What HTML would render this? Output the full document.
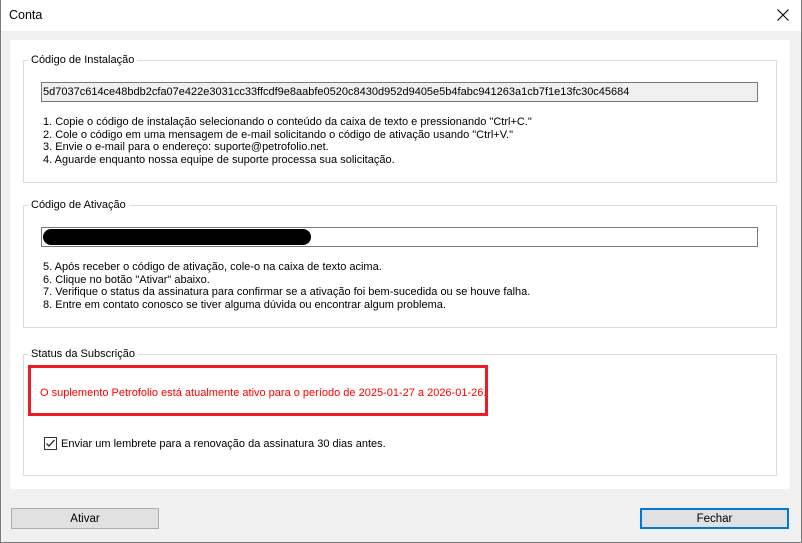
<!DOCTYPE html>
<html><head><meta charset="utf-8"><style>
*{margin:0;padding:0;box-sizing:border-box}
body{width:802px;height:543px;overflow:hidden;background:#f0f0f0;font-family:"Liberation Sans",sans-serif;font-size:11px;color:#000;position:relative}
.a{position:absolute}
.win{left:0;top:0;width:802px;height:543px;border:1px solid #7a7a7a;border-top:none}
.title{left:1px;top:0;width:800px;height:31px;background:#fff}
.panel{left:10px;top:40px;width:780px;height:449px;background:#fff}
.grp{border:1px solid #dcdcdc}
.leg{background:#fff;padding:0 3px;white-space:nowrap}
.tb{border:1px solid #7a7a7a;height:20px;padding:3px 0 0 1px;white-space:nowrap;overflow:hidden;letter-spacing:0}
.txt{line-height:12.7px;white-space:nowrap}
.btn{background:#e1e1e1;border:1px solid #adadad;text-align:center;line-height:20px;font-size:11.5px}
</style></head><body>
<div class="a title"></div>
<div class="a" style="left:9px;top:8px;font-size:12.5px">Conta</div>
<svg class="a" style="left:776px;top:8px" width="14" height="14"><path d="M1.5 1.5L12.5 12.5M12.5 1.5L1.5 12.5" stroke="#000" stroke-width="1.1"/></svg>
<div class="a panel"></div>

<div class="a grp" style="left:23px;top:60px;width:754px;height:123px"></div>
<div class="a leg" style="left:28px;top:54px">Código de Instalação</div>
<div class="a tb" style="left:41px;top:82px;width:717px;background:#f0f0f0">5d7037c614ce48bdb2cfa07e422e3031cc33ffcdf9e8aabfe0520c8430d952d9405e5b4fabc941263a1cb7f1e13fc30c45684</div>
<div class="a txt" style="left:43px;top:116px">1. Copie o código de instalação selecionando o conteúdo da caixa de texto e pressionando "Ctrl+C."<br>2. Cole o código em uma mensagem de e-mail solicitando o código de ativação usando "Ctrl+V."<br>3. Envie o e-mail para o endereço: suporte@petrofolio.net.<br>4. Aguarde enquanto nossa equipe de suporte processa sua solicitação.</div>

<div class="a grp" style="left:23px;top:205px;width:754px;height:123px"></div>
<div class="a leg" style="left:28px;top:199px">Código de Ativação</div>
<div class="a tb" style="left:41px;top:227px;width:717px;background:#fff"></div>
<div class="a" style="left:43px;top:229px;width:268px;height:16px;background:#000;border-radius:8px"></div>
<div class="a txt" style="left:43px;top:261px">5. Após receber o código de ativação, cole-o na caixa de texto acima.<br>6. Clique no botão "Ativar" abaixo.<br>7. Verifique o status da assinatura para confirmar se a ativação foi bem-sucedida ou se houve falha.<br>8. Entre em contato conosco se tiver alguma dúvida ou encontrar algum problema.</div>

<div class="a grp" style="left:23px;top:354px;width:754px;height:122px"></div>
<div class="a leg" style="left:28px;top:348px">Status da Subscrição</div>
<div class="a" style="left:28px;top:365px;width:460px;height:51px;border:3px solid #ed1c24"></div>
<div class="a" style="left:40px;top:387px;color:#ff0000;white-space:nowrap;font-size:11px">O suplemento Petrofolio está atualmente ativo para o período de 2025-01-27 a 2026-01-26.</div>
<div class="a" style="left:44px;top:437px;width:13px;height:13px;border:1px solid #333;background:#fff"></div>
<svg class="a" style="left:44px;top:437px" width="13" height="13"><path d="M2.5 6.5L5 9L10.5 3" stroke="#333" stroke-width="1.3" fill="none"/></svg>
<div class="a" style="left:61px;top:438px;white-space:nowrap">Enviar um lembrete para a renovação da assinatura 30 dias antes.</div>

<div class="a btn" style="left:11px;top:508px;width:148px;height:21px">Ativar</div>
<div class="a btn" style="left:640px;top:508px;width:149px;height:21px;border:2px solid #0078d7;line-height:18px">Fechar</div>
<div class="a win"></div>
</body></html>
______________________________
STATED EXERCISE: Retype the listing exactly. Pictures do not belong in the copy.

WRITTEN ANSWER:
What HTML would render this? Output the full document.
<!DOCTYPE html>
<html><head><meta charset="utf-8"><style>
*{margin:0;padding:0;box-sizing:border-box}
body{width:802px;height:543px;overflow:hidden;background:#f0f0f0;font-family:"Liberation Sans",sans-serif;font-size:11px;color:#000;position:relative}
.a{position:absolute}
.win{left:0;top:0;width:802px;height:543px;border:1px solid #7a7a7a;border-top:none}
.title{left:1px;top:0;width:800px;height:31px;background:#fff}
.panel{left:10px;top:40px;width:780px;height:449px;background:#fff}
.grp{border:1px solid #dcdcdc}
.leg{background:#fff;padding:0 3px;white-space:nowrap}
.tb{border:1px solid #7a7a7a;height:20px;padding:3px 0 0 1px;white-space:nowrap;overflow:hidden;letter-spacing:0}
.txt{line-height:12.7px;white-space:nowrap}
.btn{background:#e1e1e1;border:1px solid #adadad;text-align:center;line-height:20px;font-size:11.5px}
</style></head><body>
<div class="a title"></div>
<div class="a" style="left:9px;top:8px;font-size:12.5px">Conta</div>
<svg class="a" style="left:776px;top:8px" width="14" height="14"><path d="M1.5 1.5L12.5 12.5M12.5 1.5L1.5 12.5" stroke="#000" stroke-width="1.1"/></svg>
<div class="a panel"></div>

<div class="a grp" style="left:23px;top:60px;width:754px;height:123px"></div>
<div class="a leg" style="left:28px;top:54px">Código de Instalação</div>
<div class="a tb" style="left:41px;top:82px;width:717px;background:#f0f0f0">5d7037c614ce48bdb2cfa07e422e3031cc33ffcdf9e8aabfe0520c8430d952d9405e5b4fabc941263a1cb7f1e13fc30c45684</div>
<div class="a txt" style="left:43px;top:116px">1. Copie o código de instalação selecionando o conteúdo da caixa de texto e pressionando "Ctrl+C."<br>2. Cole o código em uma mensagem de e-mail solicitando o código de ativação usando "Ctrl+V."<br>3. Envie o e-mail para o endereço: suporte@petrofolio.net.<br>4. Aguarde enquanto nossa equipe de suporte processa sua solicitação.</div>

<div class="a grp" style="left:23px;top:205px;width:754px;height:123px"></div>
<div class="a leg" style="left:28px;top:199px">Código de Ativação</div>
<div class="a tb" style="left:41px;top:227px;width:717px;background:#fff"></div>
<div class="a" style="left:43px;top:229px;width:268px;height:16px;background:#000;border-radius:8px"></div>
<div class="a txt" style="left:43px;top:261px">5. Após receber o código de ativação, cole-o na caixa de texto acima.<br>6. Clique no botão "Ativar" abaixo.<br>7. Verifique o status da assinatura para confirmar se a ativação foi bem-sucedida ou se houve falha.<br>8. Entre em contato conosco se tiver alguma dúvida ou encontrar algum problema.</div>

<div class="a grp" style="left:23px;top:354px;width:754px;height:122px"></div>
<div class="a leg" style="left:28px;top:348px">Status da Subscrição</div>
<div class="a" style="left:28px;top:365px;width:460px;height:51px;border:3px solid #ed1c24"></div>
<div class="a" style="left:40px;top:387px;color:#ff0000;white-space:nowrap;font-size:11px">O suplemento Petrofolio está atualmente ativo para o período de 2025-01-27 a 2026-01-26.</div>
<div class="a" style="left:44px;top:437px;width:13px;height:13px;border:1px solid #333;background:#fff"></div>
<svg class="a" style="left:44px;top:437px" width="13" height="13"><path d="M2.5 6.5L5 9L10.5 3" stroke="#333" stroke-width="1.3" fill="none"/></svg>
<div class="a" style="left:61px;top:438px;white-space:nowrap">Enviar um lembrete para a renovação da assinatura 30 dias antes.</div>

<div class="a btn" style="left:11px;top:508px;width:148px;height:21px">Ativar</div>
<div class="a btn" style="left:640px;top:508px;width:149px;height:21px;border:2px solid #0078d7;line-height:18px">Fechar</div>
<div class="a win"></div>
</body></html>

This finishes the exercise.